Somewhat extraordinarily, “A Most Violent Year” did not have the highest per-theater-average of the weekend. That honor belonged to Clint Eastwood’s “American Sniper,” which is doing nearly unheard of business in just 4 theaters. After opening to a $158,250 per-theater-average last weekend (the second best limited debut of all time for a live action film), “Sniper” held steady for its second frame, but managed to rise 1.1% in grosses, taking in another $640,000 for a staggering $160,000.
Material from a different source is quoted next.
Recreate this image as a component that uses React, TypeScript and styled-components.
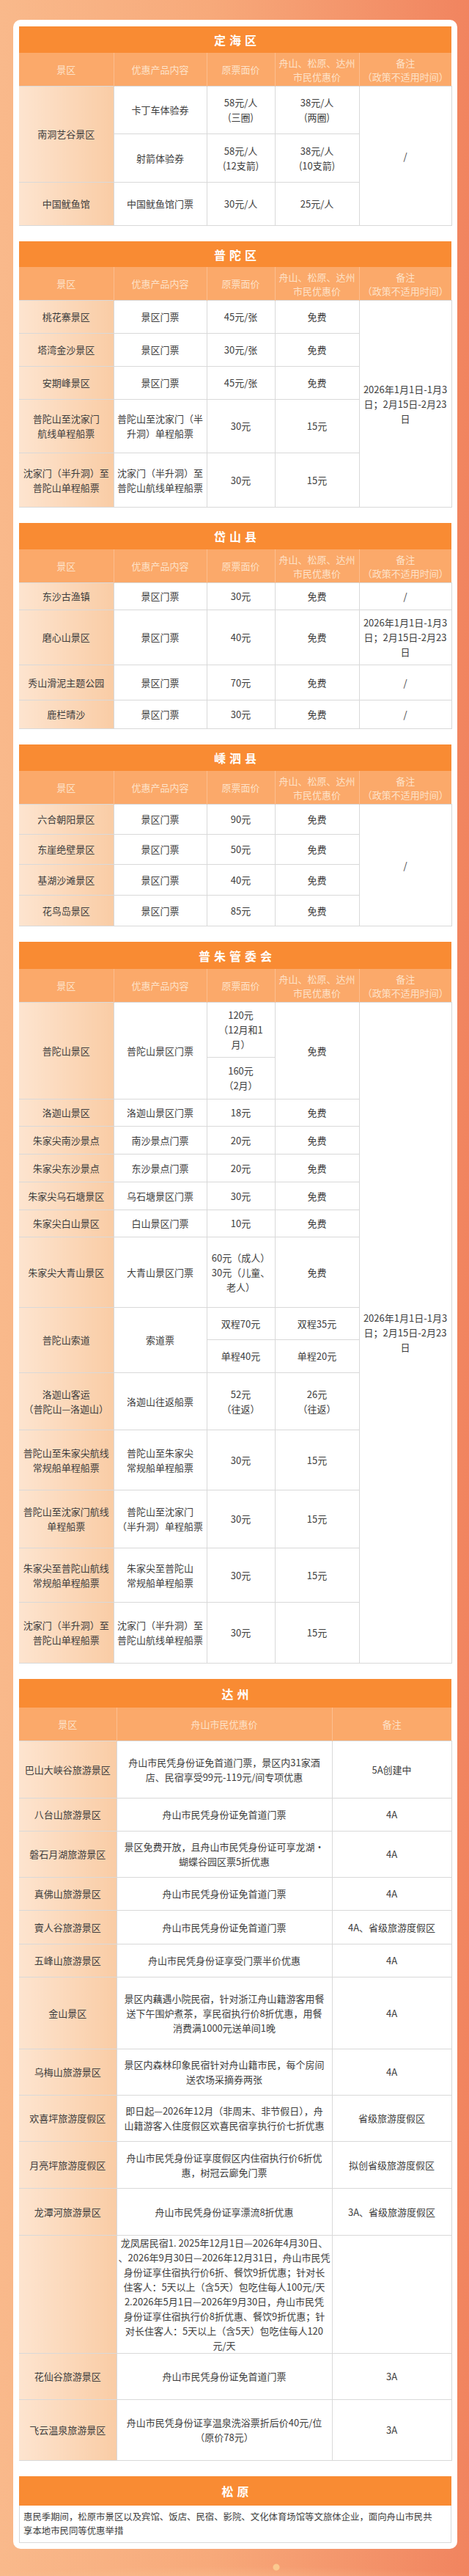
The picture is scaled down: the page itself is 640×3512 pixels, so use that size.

This all means that “Sniper” — which stars Bradley Cooper as real-life Chris Kyle,
the self-proclaimed “most lethal sniper in U.S. Naval history” — has
the distinction of having the 2nd and 3rd best per-theater-averages ever
for a live-action film (“The Grand Budapest Hotel” is still #1). It also has taken in $2.2 million for just 4 theaters in 10 days — a feat no other film has ever pulled off. The film goes wide on January 16th.
Also not suffering any sort of sophomore slump was Ava DuVernay’s “Selma,” which notably had its world premiere on the exact same night as “Sniper” last month at AFI FEST. Clearly that was a good luck charm for both as the historical drama about the 1965 Selma to Montgomery voting rights marches grossed another $645,000 this weekend, averaging a fantastic $29,318 as per its 22 theaters. “Selma” jumped 13% weekend to weekend despite only gaining 3 theaters, and brought its total to just over $2 million over 10 days.
Also jumping in their second weekends were two of 2014’s most well-received foreign language offerings. IFC held the Luc and Jean-Pierre Dardenne’s Marion Cotillard-led “Two Days, One Night” steady in two theaters and saw a strong $31,000 gross a result, rising 1% from last weekend to give it a $15,500 average and a new total of $109,800. Sony Pictures Classics, meanwhile, expanded Andrey Zvyagintsev’s “Leviathan” from two to 3 theaters to the tune of a whopping 103% jump from last weekend. The film grossed a very strong $30,900 for a $10,300 average, taking its total to $79,000.
Both films were selected to represent their countries — Belgium and Russia, respectively — at this year’s Oscars, though only “Leviathan” made the recently announced shortlist.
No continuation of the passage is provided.